Task instructions:
Skip the pictures and extract all of the lines exactly as written.

Recorded data:
# # # #

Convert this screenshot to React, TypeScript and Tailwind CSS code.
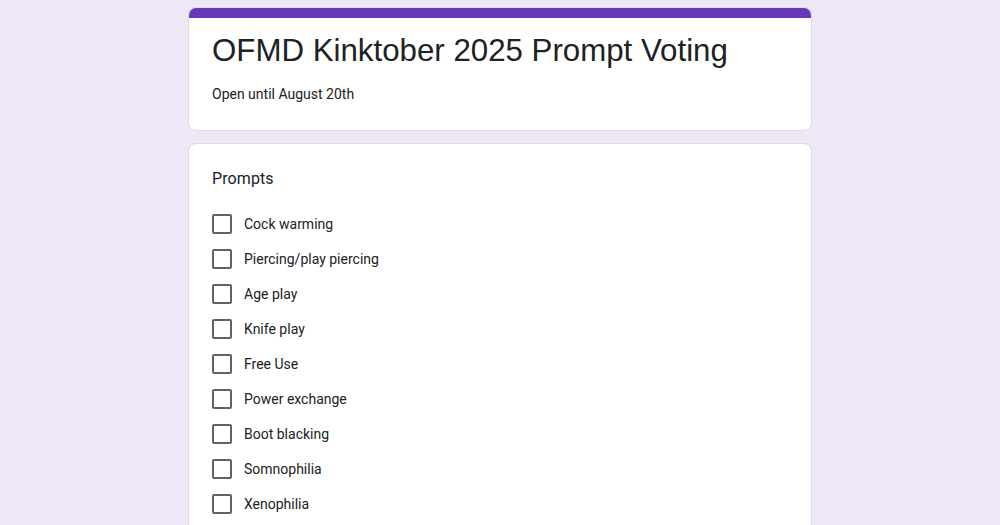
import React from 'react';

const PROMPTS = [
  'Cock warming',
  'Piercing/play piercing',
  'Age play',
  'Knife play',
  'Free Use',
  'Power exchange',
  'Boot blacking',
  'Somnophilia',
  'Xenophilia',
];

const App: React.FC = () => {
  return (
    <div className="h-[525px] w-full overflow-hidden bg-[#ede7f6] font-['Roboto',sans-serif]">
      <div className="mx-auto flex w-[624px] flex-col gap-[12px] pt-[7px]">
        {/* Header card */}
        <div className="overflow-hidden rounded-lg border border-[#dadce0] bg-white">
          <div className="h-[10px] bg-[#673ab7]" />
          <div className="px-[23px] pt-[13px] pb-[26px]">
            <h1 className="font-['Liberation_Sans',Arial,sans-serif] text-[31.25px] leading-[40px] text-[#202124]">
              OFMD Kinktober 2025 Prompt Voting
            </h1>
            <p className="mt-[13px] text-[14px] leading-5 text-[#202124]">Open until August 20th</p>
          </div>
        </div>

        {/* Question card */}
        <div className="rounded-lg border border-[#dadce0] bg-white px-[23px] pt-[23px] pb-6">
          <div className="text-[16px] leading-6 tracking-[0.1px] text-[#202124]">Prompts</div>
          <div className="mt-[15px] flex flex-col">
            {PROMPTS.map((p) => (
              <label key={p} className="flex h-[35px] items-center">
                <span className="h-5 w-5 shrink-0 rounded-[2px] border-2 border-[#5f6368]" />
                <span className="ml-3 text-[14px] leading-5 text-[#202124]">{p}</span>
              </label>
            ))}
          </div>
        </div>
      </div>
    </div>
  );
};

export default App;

# # # #

Finished exercise:
Convert this screenshot to React, TypeScript and Tailwind CSS code.
import React from 'react';

const PROMPTS = [
  'Cock warming',
  'Piercing/play piercing',
  'Age play',
  'Knife play',
  'Free Use',
  'Power exchange',
  'Boot blacking',
  'Somnophilia',
  'Xenophilia',
];

const App: React.FC = () => {
  return (
    <div className="h-[525px] w-full overflow-hidden bg-[#ede7f6] font-['Roboto',sans-serif]">
      <div className="mx-auto flex w-[624px] flex-col gap-[12px] pt-[7px]">
        {/* Header card */}
        <div className="overflow-hidden rounded-lg border border-[#dadce0] bg-white">
          <div className="h-[10px] bg-[#673ab7]" />
          <div className="px-[23px] pt-[13px] pb-[26px]">
            <h1 className="font-['Liberation_Sans',Arial,sans-serif] text-[31.25px] leading-[40px] text-[#202124]">
              OFMD Kinktober 2025 Prompt Voting
            </h1>
            <p className="mt-[13px] text-[14px] leading-5 text-[#202124]">Open until August 20th</p>
          </div>
        </div>

        {/* Question card */}
        <div className="rounded-lg border border-[#dadce0] bg-white px-[23px] pt-[23px] pb-6">
          <div className="text-[16px] leading-6 tracking-[0.1px] text-[#202124]">Prompts</div>
          <div className="mt-[15px] flex flex-col">
            {PROMPTS.map((p) => (
              <label key={p} className="flex h-[35px] items-center">
                <span className="h-5 w-5 shrink-0 rounded-[2px] border-2 border-[#5f6368]" />
                <span className="ml-3 text-[14px] leading-5 text-[#202124]">{p}</span>
              </label>
            ))}
          </div>
        </div>
      </div>
    </div>
  );
};

export default App;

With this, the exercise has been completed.